The first seems to be a more standard approach involving "unrolling" across every time step. A good resource discussing this method is section 3.1 of this overview. It begins by writing the objective as the expected state value over the initial state distribution $p_0(s)$ $$J(\theta)=\mathbb E_{s\sim p_0}[V^{\pi_\theta}(s)]=\sum_{s\in \mathcal S}p_0(s)\sum_{a\in\mathcal A}\pi_\theta(a|s)Q^{\pi_\theta}(s,a),$$and ends with the standard result $$ \begin{aligned}\nabla_\theta J(\theta)&=\eta\sum_{s\in \mathcal S}d^{\pi_\theta}(s)\sum_{a\in \mathcal A}\nabla_\theta\pi_\theta(a|s)Q^{\pi_\theta}(s,a)\\[8pt]&=\eta\mathbb E_{s\sim d^{\pi_\theta},a\sim\pi_\theta}\left[\nabla_\theta\log\pi_\theta(a|s)Q^{\pi_\theta}(s,a)\right],\end{aligned}$$for some constant $\eta$.
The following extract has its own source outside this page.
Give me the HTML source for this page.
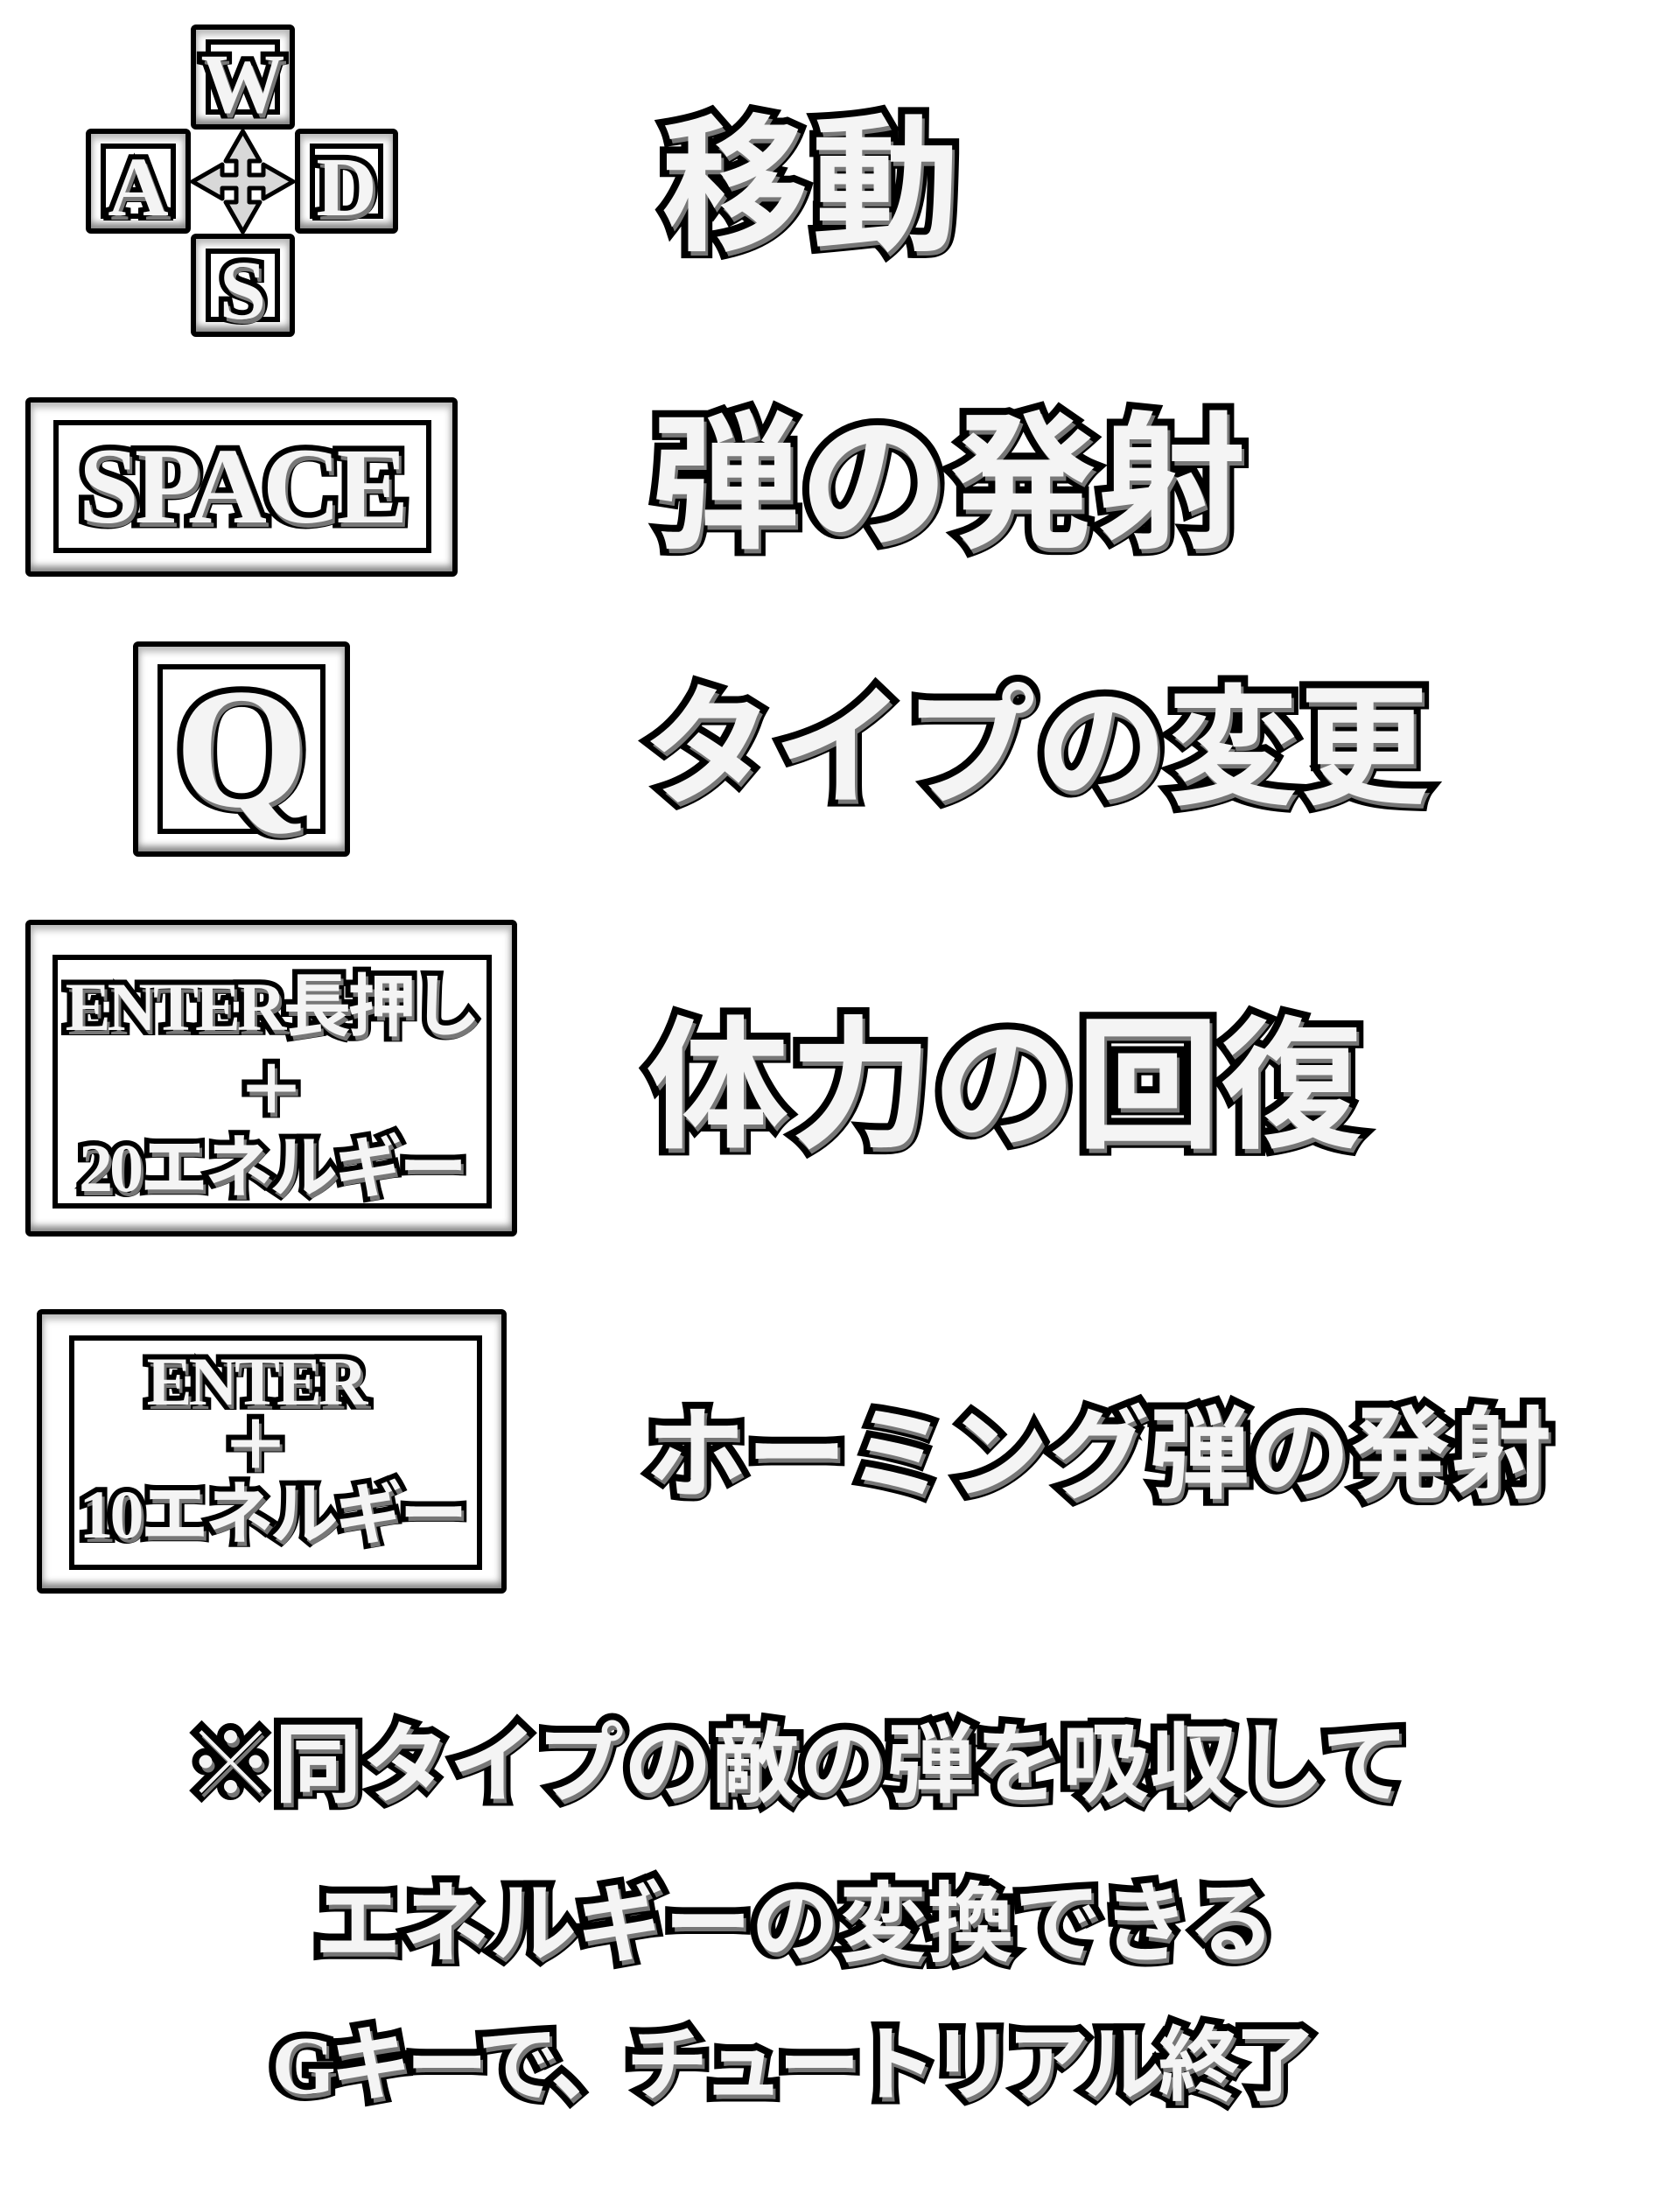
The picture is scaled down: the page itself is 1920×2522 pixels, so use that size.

The second approach (discussed in this blog post) views the system as a Markov chain in which each vertex represents a state-action pair. This allows us to express the objective in terms of the Markov chain's transition matrix $\Pi_\theta$ $$J(\theta)=\sum_{t=0}^\infty p^0\Pi_\theta^tr,$$ where $r$ is a column vector such that $r_i$ is the reward of state-action $i$ and $p^0$ is a row vector representing the initial state-action distribution (note that this is slightly different to the initial state distribution $p_0(s)$ mentioned earlier). The proof concludes with $$\nabla_\theta J(\theta)=d\nabla_\theta\Pi_\theta q,$$ where $d$ is a row vector of the visitation frequencies of each state-action under the policy $\pi_\theta$, and $q$ is a column vector giving all the action values $Q^{\pi_\theta}(s,a)$.
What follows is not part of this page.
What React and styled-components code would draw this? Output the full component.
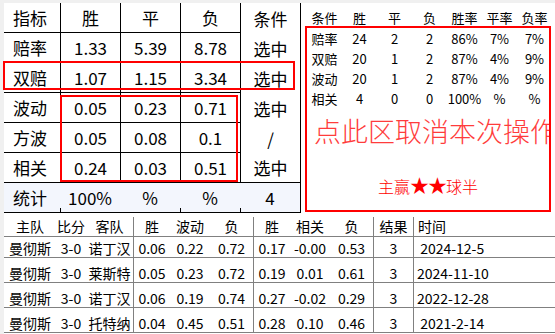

My question is this: why are these two results equivalent? More specifically, can you give a step by step proof that $$d\nabla_\theta\Pi_\theta q=\eta\sum_{s\in \mathcal S}d^{\pi_\theta}(s)\sum_{a\in \mathcal A}\nabla_\theta\pi_\theta(a|s)Q^{\pi_\theta}(s,a),$$ making use of the definitions of $\Pi_\theta$ and $d^{\pi_\theta}(s)$?
What I have tried so far: I omit all references to $\theta$ for brevity (e.g. $\pi=\pi_\theta$).
Let each state-action pair have its individual state and action indexed with a superscript (i.e. the state-action corresponding to row/column $i$ of $\Pi$ has state $s^i$ and action $a^i$). Let the state and action at time step $t$ be indexed with subscripts (e.g. $a_t$, $s_t$). Let $\gamma$ be the discount rate (possibly $1$). Then, we have
$$ \begin{aligned} \Pi_{ij}&=\gamma\mathbb P(s^j\mid s^i,a^i)\pi(a^j|s^j)\\ \implies\nabla\Pi_{ij}&=\gamma\mathbb P(s^j\mid s^i,a^i)\nabla\pi(a^j|s^j)\\ d_i&=\sum_{t=0}^\infty\gamma^t\mathbb P(s_t,a_t=s^i,a^i)\\ \implies d\nabla\Pi q&=\sum_i\sum_jd_i\nabla\Pi_{ij}q_j\\ &=\sum_i\sum_j\sum_t\gamma^t\mathbb P(s_t,a_t=s^i,a^i)\gamma\mathbb P(s^j\mid s^i,a^i)\nabla\pi(a^j|s^j)q_j\\ &=\sum_j\sum_t\gamma^{t+1}\left(\sum_i\mathbb P(s_t,a_t,s_{t+1}=s^i,a^i,s^j)\right)\nabla\pi(a^j|s^j)q_j\\ &=\sum_j\sum_t\gamma^{t+1}\mathbb P(s_{t+1}=s^j)\nabla\pi(a^j|s^j)q_j\\ &=\sum_j\tilde d(s^j)\nabla\pi(a^j|s^j)q_j\\ &=\sum_{(s,a)\in\mathcal S\times\mathcal A}\tilde d(s)\nabla\pi(a|s)Q^\pi(a|s)\\ &=\sum_{s\in\mathcal S}\tilde d(s)\sum_{a\in\mathcal A}\nabla\pi(a|s)Q^\pi(a|s) \end{aligned} $$ This is almost exactly what I want. The problem is $$ d^\pi(s)=(1-\gamma)\sum_{t=0}^\infty\gamma^t\mathbb P(s_t=s)\not\propto\sum_{t=0}^\infty\gamma^{t+1}\mathbb P(s_{t+1}=s)=\tilde d(s). $$ Multiplying $d$ by $\nabla\Pi$ effectively "shifts everything along by one" which means that I lose the first term of the series ($t=0$).
Where am I going wrong? Is there a small detail I'm neglecting, or a fundamental misunderstanding? Any help would be greatly appreciated!
Other resources I've read:
- https://lilianweng.github.io/posts/2018-04-08-policy-gradient/
- I found some Reddit discussion of the Markov approach involving the original post's author.